In Hors Saison, è evidente che il regista ha apportato modifiche stilistiche rispetto alla maniera in cui è abituato a girare, pensando alla macchina a spalla dei film della trilogia: “Il film è fatto anche dai movimenti della macchina da presa e si prestava a una fissità delle inquadrature che sono comunque di formato diverso, campi molto larghi e personaggi piccoli rispetto al contesto in cui si trovano, quasi a deridere le loro vicissitudini umane“, ha spiegato.
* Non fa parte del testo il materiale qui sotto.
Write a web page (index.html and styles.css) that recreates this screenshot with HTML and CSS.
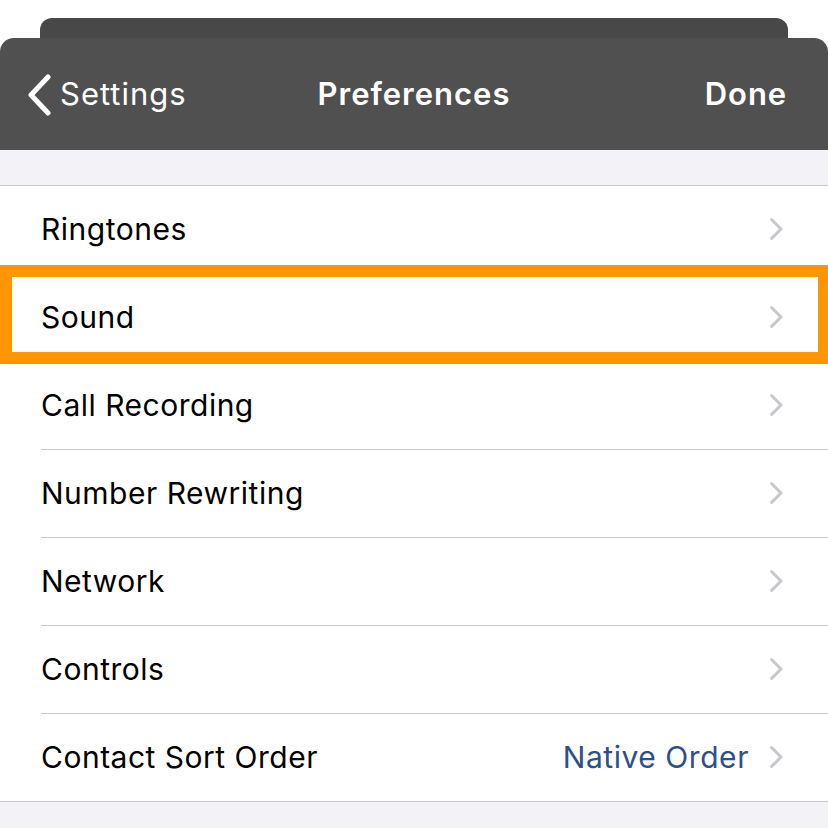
FILE: index.html
```html
<!DOCTYPE html>
<html>
<head>
<meta charset="utf-8">
<link rel="stylesheet" href="styles.css">
</head>
<body>
<div class="screen">
  <div class="sheet-back"></div>
  <div class="navbar">
    <div class="nav-left">
      <svg class="back-icon" width="26" height="42" viewBox="0 0 26 42"><path d="M22 3 L5 21 L22 39" fill="none" stroke="#fff" stroke-width="5" stroke-linecap="round" stroke-linejoin="round"/></svg>
      <span class="nav-back-text">Settings</span>
    </div>
    <div class="nav-title">Preferences</div>
    <div class="nav-right">Done</div>
  </div>
  <div class="gap"></div>
  <div class="list">
    <div class="row"><span class="label">Ringtones</span><svg class="chev" width="15" height="24" viewBox="0 0 15 24"><path d="M2.5 2.5 L12 12 L2.5 21.5" fill="none" stroke="#c7c7cc" stroke-width="3" stroke-linecap="round" stroke-linejoin="round"/></svg></div>
    <div class="row"><span class="label">Sound</span><svg class="chev" width="15" height="24" viewBox="0 0 15 24"><path d="M2.5 2.5 L12 12 L2.5 21.5" fill="none" stroke="#c7c7cc" stroke-width="3" stroke-linecap="round" stroke-linejoin="round"/></svg></div>
    <div class="row"><span class="label">Call Recording</span><svg class="chev" width="15" height="24" viewBox="0 0 15 24"><path d="M2.5 2.5 L12 12 L2.5 21.5" fill="none" stroke="#c7c7cc" stroke-width="3" stroke-linecap="round" stroke-linejoin="round"/></svg></div>
    <div class="row"><span class="label">Number Rewriting</span><svg class="chev" width="15" height="24" viewBox="0 0 15 24"><path d="M2.5 2.5 L12 12 L2.5 21.5" fill="none" stroke="#c7c7cc" stroke-width="3" stroke-linecap="round" stroke-linejoin="round"/></svg></div>
    <div class="row"><span class="label">Network</span><svg class="chev" width="15" height="24" viewBox="0 0 15 24"><path d="M2.5 2.5 L12 12 L2.5 21.5" fill="none" stroke="#c7c7cc" stroke-width="3" stroke-linecap="round" stroke-linejoin="round"/></svg></div>
    <div class="row"><span class="label">Controls</span><svg class="chev" width="15" height="24" viewBox="0 0 15 24"><path d="M2.5 2.5 L12 12 L2.5 21.5" fill="none" stroke="#c7c7cc" stroke-width="3" stroke-linecap="round" stroke-linejoin="round"/></svg></div>
    <div class="row last"><span class="label">Contact Sort Order</span><span class="value">Native Order</span><svg class="chev" width="15" height="24" viewBox="0 0 15 24"><path d="M2.5 2.5 L12 12 L2.5 21.5" fill="none" stroke="#c7c7cc" stroke-width="3" stroke-linecap="round" stroke-linejoin="round"/></svg></div>
  </div>
  <div class="footer-gap"></div>
  <div class="highlight"></div>
</div>
</body>
</html>
```
FILE: styles.css
```css
html, body {
  margin: 0;
  padding: 0;
  background: #ffffff;
}
.screen {
  position: relative;
  width: 828px;
  height: 828px;
  overflow: hidden;
  font-family: Inter, "Liberation Sans", sans-serif;
  background: #ffffff;
}
.sheet-back {
  margin: 18px 40px 0;
  height: 20px;
  background: #484848;
  border-radius: 12px 12px 0 0;
}
.navbar {
  height: 112px;
  background: #505050;
  border-radius: 14px 14px 0 0;
  display: flex;
  align-items: center;
  justify-content: space-between;
  padding: 0 41px 0 26px;
  color: #ffffff;
  position: relative;
}
.nav-left {
  display: flex;
  align-items: center;
  gap: 8px;
}
.back-icon {
  display: block;
  margin-top: 2px;
}
.nav-back-text {
  font-size: 31px;
  font-weight: 400;
  letter-spacing: 1px;
  margin-bottom: 1px;
}
.nav-title {
  position: absolute;
  left: 0;
  right: 0;
  text-align: center;
  font-size: 31px;
  font-weight: 600;
  letter-spacing: 1px;
  padding-bottom: 1px;
  pointer-events: none;
}
.nav-right {
  font-size: 31px;
  font-weight: 600;
  letter-spacing: 0.9px;
  margin-bottom: 1px;
}
.gap {
  height: 35px;
  background: #f2f2f7;
  border-bottom: 1px solid #c8c7cc;
}
.list {
  background: #ffffff;
}
.row {
  height: 87px;
  display: flex;
  align-items: center;
  margin-left: 41px;
  padding-right: 44px;
  border-bottom: 1px solid #c8c7cc;
  font-size: 30px;
  color: #000000;
}
.row.last {
  margin-left: 0;
  padding-left: 41px;
}
.label {
  flex: 1;
  letter-spacing: 0.5px;
  margin-top: -2px;
}
.value {
  color: #2e4f8c;
  margin-right: 20px;
  letter-spacing: 0.55px;
  margin-top: -2px;
}
.chev {
  display: block;
  margin-top: -1px;
}
.footer-gap {
  height: 40px;
  background: #f2f2f7;
}
.highlight {
  position: absolute;
  top: 265px;
  left: 0;
  width: 806px;
  height: 75px;
  border: 12px solid #ff9600;
}
```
Alba Rorhwacher ha invece ricordato il suo primo incontro con la sceneggiatura del film: “Quando ho letto la sceneggiatura la storia mi ha molto coinvolto: ho trovato un’aderenza nel modo in cui lui scriveva con la mia vita. Mi ha coninvolta, fatto piangere e ridere allo stesso momento. Il copione era molto potente e poi, durante questo film, ho incontrato un grandissimo regista con una visione molto precisa di quello che raccontava e io mi sono totalmente affidata nelle sue mani perche sentivo che erano delle mani che mi potevano reggere. Io che ho paura, sempre, non ho avuto paura. I confini miei si sono confusi con quelli del personaggio in totale armonia. La ricerca di Stéphane è la ricerca di una verità che io raramente trovo nel mio lavoro, mi è sembrato un miracolo e mi sono perduta. Anche Guillaume si è perduto nel lavoro di Stéphane e questo è il miracolo che accade nel nostro mestiere, raramente, per cui io dico ‘ecco perche lo faccio’“.

L’attrice ha poi raccontato come è stato lavorare assieme a Guillaume Canet: “Guillaume è un’anima gentile, abbiamo fatto un viaggio assieme dentro le mani di Stéphane. Ricordo la sua pazienza, il suo sguardo sempre attento, quando ieri ho rivisto il film mi ha straziato il ritratto che ha fatto del suo personaggio, la grazia con cui con poco ha raccontato questo residuo interiore enorme per lui e cosi quasi sciocco per altri. Ci siamo entrambi affidati a Stéphane e siamo diventati quello che lui ci ha chiesto di diventare. Quando succede questo è un qualcosa di unico che poi rimane nel lavoro. Io ieri ho guardato questo lavoro per la prima volta e ne ho riconosicuto la grandezza del processo lavorativo in quello che è diventato il film“.

Infine, Brizé si è esposto su una tematica attualissima e che rispecchia anche l’atmosfera in cui la trama del suo film prende piede: gli scioperi della SAG-AFTRA e della WGA: “Trovo assolutamente straordinario questo sciopero in un paese che fatica ad avere una rappresentaza sindacale, il fatto che un’industria come quella dello spettacolo si blocchi in un paese come gli Stati Uniti è un qualcosa di straordinario. Valgono tutte le regole di qualsiasi sciopero, anche Alba e io siamo operai artigiani nella scrittura e nella recitazione. Chiaro che diventa uno sciopero spettacolare perchè coinvolge un’azione che è emblematica della mercificazione del nostro mondo, affondata da in criterio di reddittività e profitto, ed è un’aberrazione che ha raggiunto livelli insostenibili. Siamo di fronte sicuramente uno sciopero potente, ci vuole coraggio come in tutte le altre forme di sciopero. Il mio sogno sarebbe che questo sciopero arrivasse a coinvolgere il mondo intero e tutti i settori industriali del capitalismo“.